Many questions arise from this simple example, such as which of the proposed models (distributions) is most appropriate or accurate, and how do we determine that? How useful are the predictions that would be made from the various models? Readers who are familiar with this subject will know that there are many tests and procedures that can be used to test the accuracy and predictability of a model.

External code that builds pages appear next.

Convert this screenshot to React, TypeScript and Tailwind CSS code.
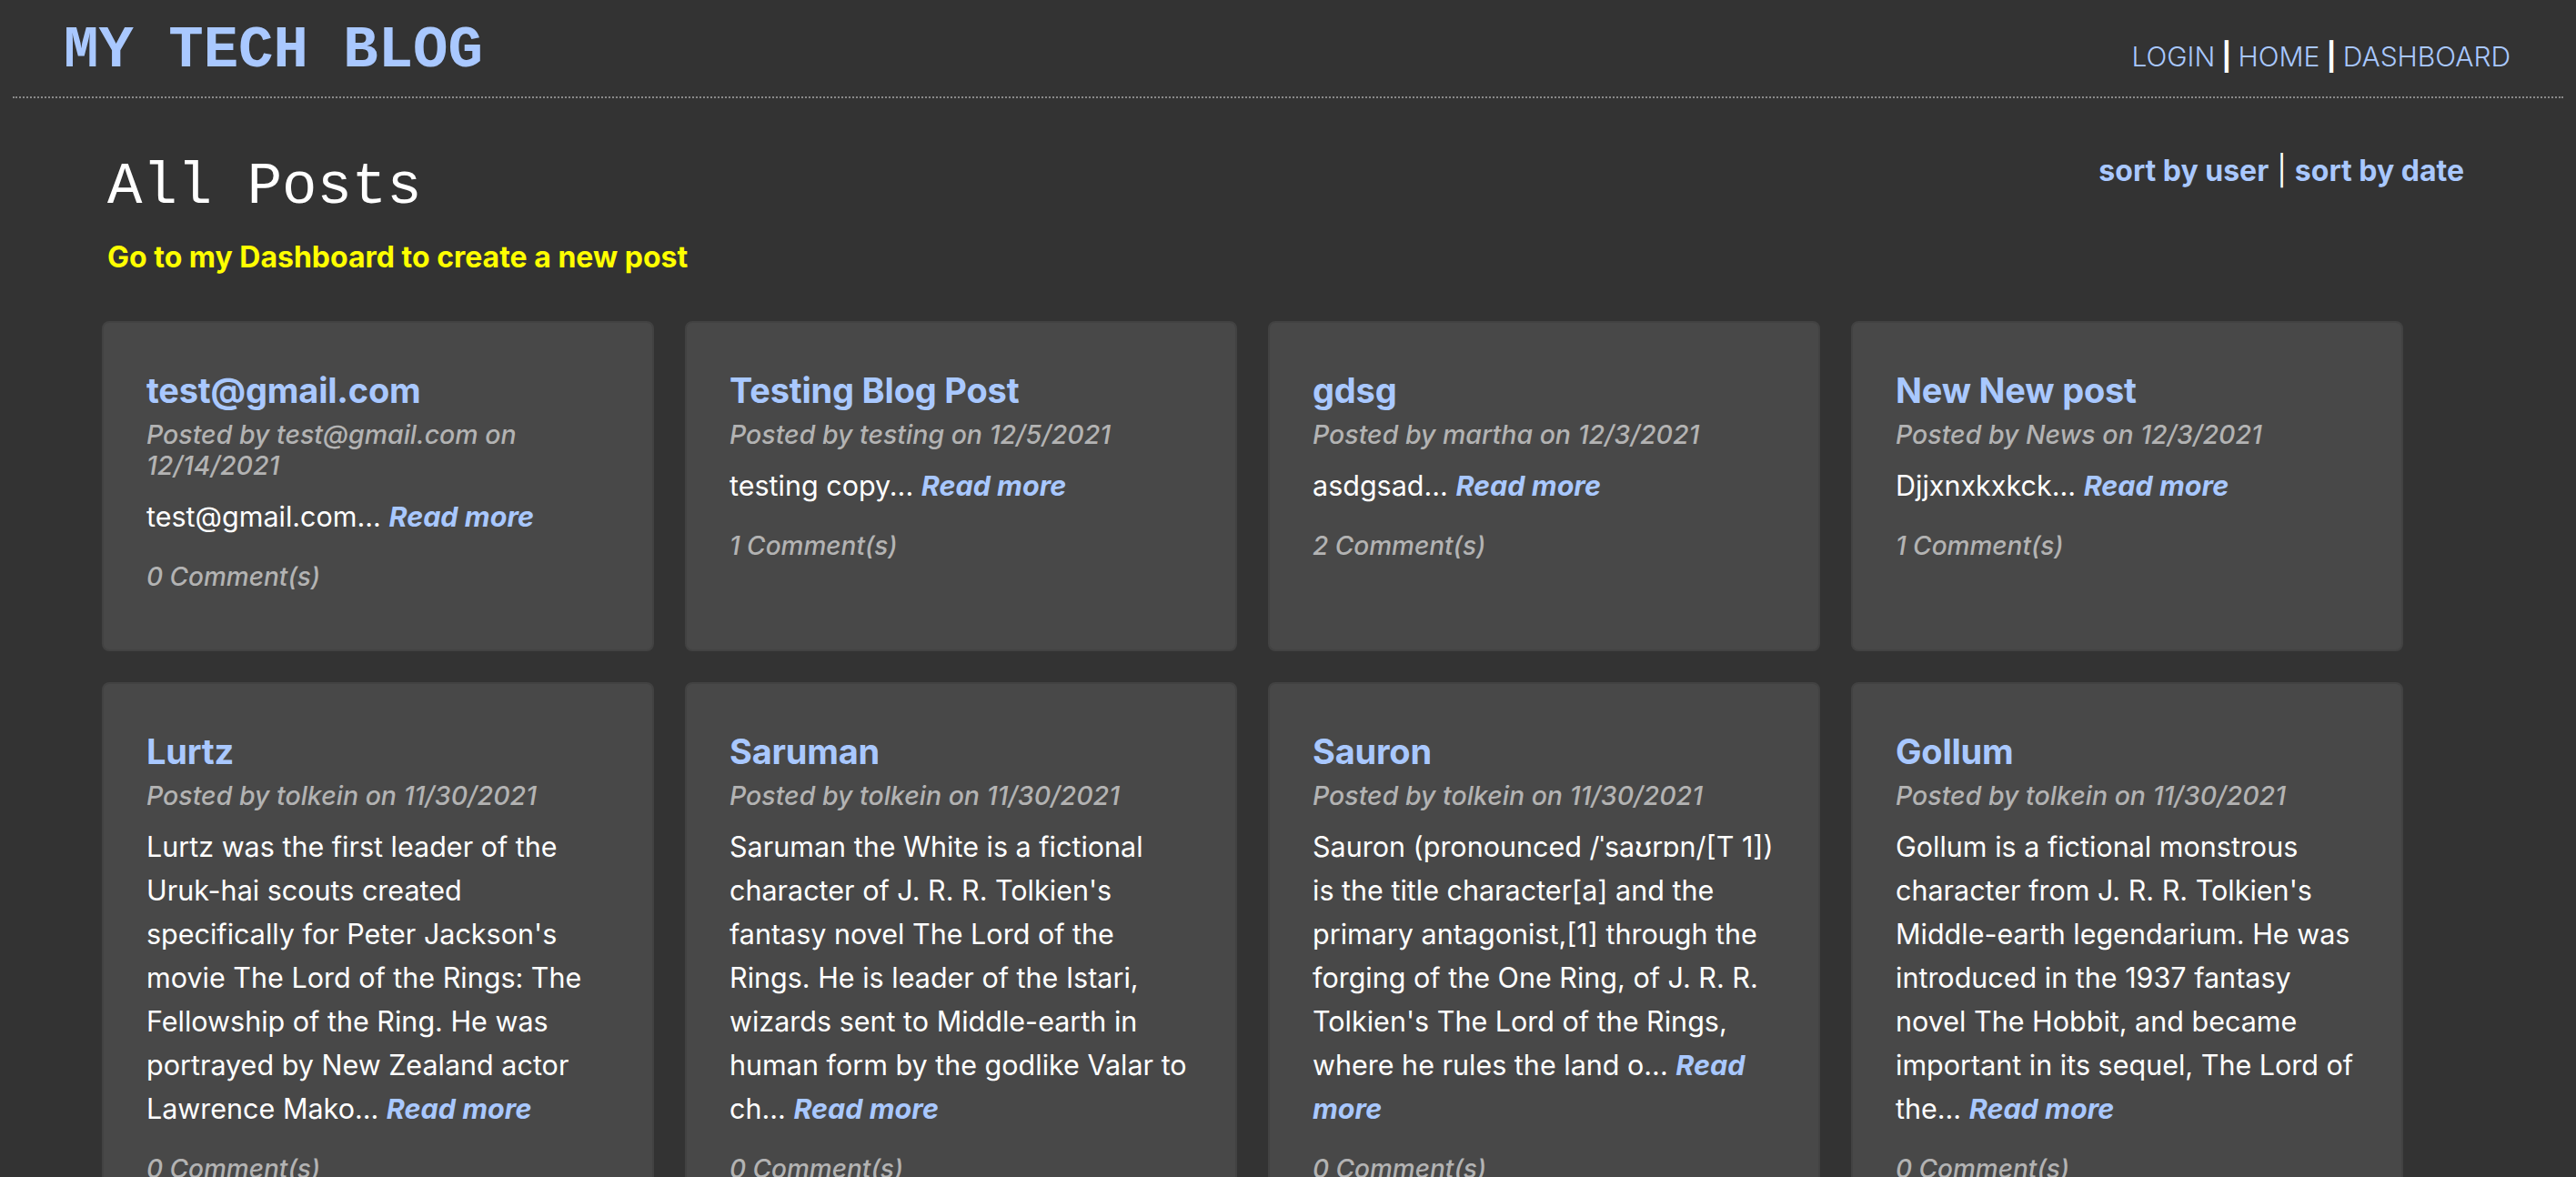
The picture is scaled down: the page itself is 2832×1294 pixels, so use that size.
import React from "react";

interface Post {
  title: string;
  author: string;
  date: string;
  excerpt: string;
  comments: number;
}

const posts: Post[] = [
  {
    title: "test@gmail.com",
    author: "test@gmail.com",
    date: "12/14/2021",
    excerpt: "test@gmail.com...",
    comments: 0,
  },
  {
    title: "Testing Blog Post",
    author: "testing",
    date: "12/5/2021",
    excerpt: "testing copy...",
    comments: 1,
  },
  {
    title: "gdsg",
    author: "martha",
    date: "12/3/2021",
    excerpt: "asdgsad...",
    comments: 2,
  },
  {
    title: "New New post",
    author: "News",
    date: "12/3/2021",
    excerpt: "Djjxnxkxkck...",
    comments: 1,
  },
  {
    title: "Lurtz",
    author: "tolkein",
    date: "11/30/2021",
    excerpt:
      "Lurtz was the first leader of the Uruk-hai scouts created specifically for Peter Jackson's movie The Lord of the Rings: The Fellowship of the Ring. He was portrayed by New Zealand actor Lawrence Mako...",
    comments: 0,
  },
  {
    title: "Saruman",
    author: "tolkein",
    date: "11/30/2021",
    excerpt:
      "Saruman the White is a fictional character of J. R. R. Tolkien's fantasy novel The Lord of the Rings. He is leader of the Istari, wizards sent to Middle-earth in human form by the godlike Valar to ch...",
    comments: 0,
  },
  {
    title: "Sauron",
    author: "tolkein",
    date: "11/30/2021",
    excerpt:
      "Sauron (pronounced /ˈsaʊrɒn/[T 1]) is the title character[a] and the primary antagonist,[1] through the forging of the One Ring, of J. R. R. Tolkien's The Lord of the Rings, where he rules the land o...",
    comments: 0,
  },
  {
    title: "Gollum",
    author: "tolkein",
    date: "11/30/2021",
    excerpt:
      "Gollum is a fictional monstrous character from J. R. R. Tolkien's Middle-earth legendarium. He was introduced in the 1937 fantasy novel The Hobbit, and became important in its sequel, The Lord of the...",
    comments: 0,
  },
];

function PostCard({ post }: { post: Post }) {
  return (
    <div className="w-[607px] rounded-[8px] border-2 border-[#424242] bg-[#484848] pl-[47px] pr-[42px] pt-[52px] pb-[63px]">
      <h2 className="text-[38px] leading-[44px] font-bold tracking-[-0.2px] text-[#a9c8ff]">
        {post.title}
      </h2>
      <p className="mt-[10px] text-[28.5px] leading-[34px] font-medium italic text-[#b3b3b3]">
        Posted by {post.author} on {post.date}
      </p>
      <p className="mt-[15px] text-[30.5px] leading-[48px] text-white">
        {post.excerpt}{" "}
        <a className="font-bold italic text-[#a9c8ff]">Read more</a>
      </p>
      <p className="mt-[25px] text-[28px] leading-[34px] font-medium italic text-[#b3b3b3]">
        {post.comments} Comment(s)
      </p>
    </div>
  );
}

export default function App() {
  return (
    <div className="min-h-screen bg-[#333333] font-['Inter','Noto_Sans',sans-serif]">
      <header className="mx-[14px] flex h-[108px] items-baseline justify-between border-b-2 border-dotted border-[#8a8a8a] pl-[56px] pr-[58px] pt-[8px]">
        <h1 className="font-['Liberation_Mono',monospace] text-[64px] font-bold text-[#a9c8ff]">
          MY TECH BLOG
        </h1>
        <nav className="text-[30px] font-light text-[#a9c8ff]">
          <a>LOGIN</a>
          <span className="font-bold text-white"> | </span>
          <a>HOME</a>
          <span className="font-bold text-white"> | </span>
          <a>DASHBOARD</a>
        </nav>
      </header>

      <main className="pl-[112px] pr-[123px] pt-[52px]">
        <div className="flex items-start justify-between">
          <h1 className="pl-[6px] pt-[8px] font-['Liberation_Mono',monospace] text-[64px] leading-[76px] text-white">
            All Posts
          </h1>
          <div className="pt-[4px] text-[32px] leading-[48px] font-bold text-[#a9c8ff]">
            <a>sort by user</a>
            <span className="font-normal text-white"> | </span>
            <a>sort by date</a>
          </div>
        </div>
        <p className="mt-[19px] pl-[6px] text-[32px] leading-[40px] font-bold text-[#ffff00]">
          Go to my Dashboard to create a new post
        </p>

        <div className="mt-[50px] flex flex-wrap gap-[34px]">
          {posts.map((post) => (
            <PostCard key={post.title} post={post} />
          ))}
        </div>
      </main>
    </div>
  );
}
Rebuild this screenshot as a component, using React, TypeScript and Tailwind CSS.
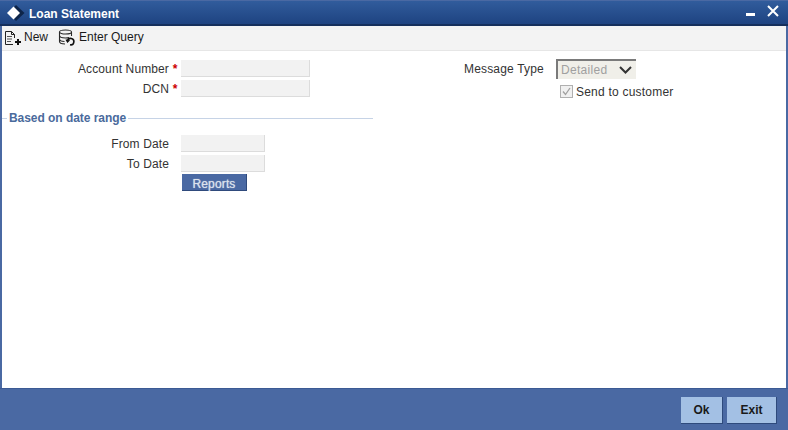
import React from "react";

const Diamond = () => (
  <svg width="22" height="20" viewBox="0 0 22 20" className="shrink-0">
    <path d="M9 2 L17.500 10 L9 18 L2 10 Z" fill="#0e2549" />
    <path d="M6.500 3.500 L13 10 L6.500 16.500 L0 10 Z" fill="#ffffff" />
  </svg>
);

const NewIcon = () => (
  <svg width="18" height="16" viewBox="0 0 18 16" fill="none" stroke="#222" strokeWidth="1" className="shrink-0">
    <path d="M1.500 14.500 V1.500 H7.500 L10.500 4.500 V8" />
    <path d="M7.500 1.500 V4.500 H10.500" />
    <path d="M3 6.500 H8 M3 9 H8 M3 11.500 H7" stroke="#555" />
    <path d="M1.500 14.500 H9" />
    <path d="M14 9 V15 M11 12 H17" strokeWidth="2" stroke="#111" />
  </svg>
);

const QueryIcon = () => (
  <svg width="17" height="17" viewBox="0 0 17 17" fill="none" stroke="#2a2a2a" strokeWidth="1.100" className="shrink-0">
    <ellipse cx="7.500" cy="3" rx="6" ry="2" />
    <path d="M1.500 3 V12.500 C1.500 14 4 15 7 15" />
    <path d="M13.500 3 V7" />
    <path d="M1.500 6.500 C1.500 8 4 9 7.500 9 C9 9 10 8.800 11 8.500" />
    <path d="M1.500 10 C1.500 11.500 4 12.500 6.500 12.500" />
    <path d="M9.500 12 A3.200 3.200 0 1 1 12 15.800" strokeWidth="1.600" stroke="#111" />
    <path d="M8 10.500 L9.500 13 L11.500 11" strokeWidth="1.200" stroke="#111" />
  </svg>
);

const inputCls = "h-[17px] bg-[#f2f2f2] border-r border-b border-[#dcdcdc] shrink-0";
const labelCls = "text-[#333333] text-right tracking-[0.12px]";

export default function App() {
  return (
    <div
      className="w-[788px] h-[430px] flex flex-col overflow-hidden bg-[#4a69a3] text-[12px] leading-[14px] text-[#333333]"
      style={{ fontFamily: '"Liberation Sans", Arial, sans-serif' }}
    >
      {/* Title bar */}
      <div className="h-[26px] shrink-0 flex items-center pl-[7px] pr-[9px] bg-gradient-to-b from-[#315c9c] to-[#1e4381] border-b-2 border-[#152f5c] border-t border-t-[#4a69a3]">
        <Diamond />
        <span className="mt-[2px] text-white font-bold text-[12px]">Loan Statement</span>
        <div className="ml-auto flex items-center gap-[12px]">
          <div className="w-[9px] h-[3px] bg-white mt-[3px]" />
          <svg width="12" height="12" viewBox="0 0 12 12" className="-mt-[4px]">
            <path d="M1 1 L11 11 M11 1 L1 11" stroke="#fff" strokeWidth="2" />
          </svg>
        </div>
      </div>

      {/* Main panel */}
      <div className="flex-1 min-h-0 flex flex-col mx-[2px] bg-white">
        {/* Toolbar */}
        <div className="h-[25px] shrink-0 flex items-center pl-[2px] bg-[#f3f3f3] border-b border-[#e6e6e6]">
          <NewIcon />
          <span className="ml-[2px] -mt-[3px] text-[#1a1a1a]">New</span>
          <span className="ml-[10px] -mt-[1px]"><QueryIcon /></span>
          <span className="ml-[4px] -mt-[3px] text-[#1a1a1a]">Enter Query</span>
        </div>

        {/* Body */}
        <div className="flex-1 min-h-0 flex">
          {/* Left column */}
          <div className="w-[371px] shrink-0 pt-[9px] flex flex-col">
            <div className="flex items-center h-[17px]">
              <span className={`${labelCls} w-[167px]`}>Account Number</span>
              <span className="w-[12px] text-center text-[#cc0000] font-bold">*</span>
              <div className={`${inputCls} w-[129px]`} />
            </div>
            <div className="flex items-center h-[17px] mt-[3px]">
              <span className={`${labelCls} w-[167px]`}>DCN</span>
              <span className="w-[12px] text-center text-[#cc0000] font-bold">*</span>
              <div className={`${inputCls} w-[129px]`} />
            </div>

            <div className="flex items-center mt-[13px] h-[16px]">
              <div className="w-[5px] h-px bg-[#c6d3e6]" />
              <span className="mx-[2px] font-bold text-[#4a6a9c] tracking-[-0.05px]">Based on date range</span>
              <div className="flex-1 h-px bg-[#c6d3e6]" />
            </div>

            <div className="flex items-center h-[17px] mt-[9px]">
              <span className={`${labelCls} w-[167px]`}>From Date</span>
              <div className={`${inputCls} w-[84px] ml-[12px]`} />
            </div>
            <div className="flex items-center h-[17px] mt-[3px]">
              <span className={`${labelCls} w-[167px]`}>To Date</span>
              <div className={`${inputCls} w-[84px] ml-[12px]`} />
            </div>
            <div className="ml-[180px] mt-[2px] w-[65px] h-[17px] pt-[3px] bg-[#4a69a3] border-r border-b border-[#2f4a7c] flex items-center justify-center text-[#dde2ec] tracking-[0.15px] [text-shadow:0_0_1px_#c8d2e4]">
              Reports
            </div>
          </div>

          {/* Right column */}
          <div className="flex-1 pl-[91px] pt-[8px] flex flex-col">
            <div className="flex items-center h-[20px]">
              <span className="w-[92px] text-[#333333] tracking-[0.17px]">Message Type</span>
              <div className="w-[80px] h-[20px] flex items-center justify-between pl-[3px] pr-[2px] bg-[#f0efe9] border-l-2 border-t-2 border-[#7a7a7a] text-[#a0a0a0]">
                <span className="tracking-[0.3px]">Detailed</span>
                <svg width="13" height="8" viewBox="0 0 13 8" fill="none" className="mr-[2px]">
                  <path d="M1 1 L6.500 6.500 L12 1" stroke="#333" strokeWidth="2" />
                </svg>
              </div>
            </div>
            <div className="flex items-center h-[13px] mt-[6px] ml-[96px]">
              <div className="w-[13px] h-[13px] bg-[#f0f0f0] border border-[#b0b0b0] flex items-center justify-center shrink-0">
                <svg width="11" height="11" viewBox="0 0 11 11" fill="none">
                  <path d="M2 5.500 L4.500 8.500 L9 2" stroke="#a0a0a0" strokeWidth="1.300" />
                </svg>
              </div>
              <span className="ml-[3px] tracking-[0.22px] whitespace-nowrap">Send to customer</span>
            </div>
          </div>
        </div>
      </div>

      {/* Footer */}
      <div className="h-[42px] shrink-0 flex items-center justify-end gap-[4px] pr-[11px] pt-[1px] bg-[#4a69a3] border-t border-[#3c5a94]">
        <div className="w-[42px] h-[27px] flex items-center justify-center bg-[#a3c0e4] border-r border-b border-[#2e4a7c] text-[#1a1a1a] font-bold text-[12px]">Ok</div>
        <div className="w-[50px] h-[27px] flex items-center justify-center bg-[#a3c0e4] border-r border-b border-[#2e4a7c] text-[#1a1a1a] font-bold text-[12px]">Exit</div>
      </div>
    </div>
  );
}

The availability and collection of data have improved immensely in recent years. Some types of data have become more complicated in the sense that more parameters are available in that data. For instance, in the context of life insurance, the availability of genetic data will make for more accurate predictions of future health and survivability characteristics of individuals. Models to represent data become more sophisticated over time as well. As data becomes more complex, the models that use the increasingly complex data will become increasingly complex. A crucial requirement in the actuarial profession will be a wide knowledge of possible models and how to use data to calibrate them, test them, and make meaningful predictions with them.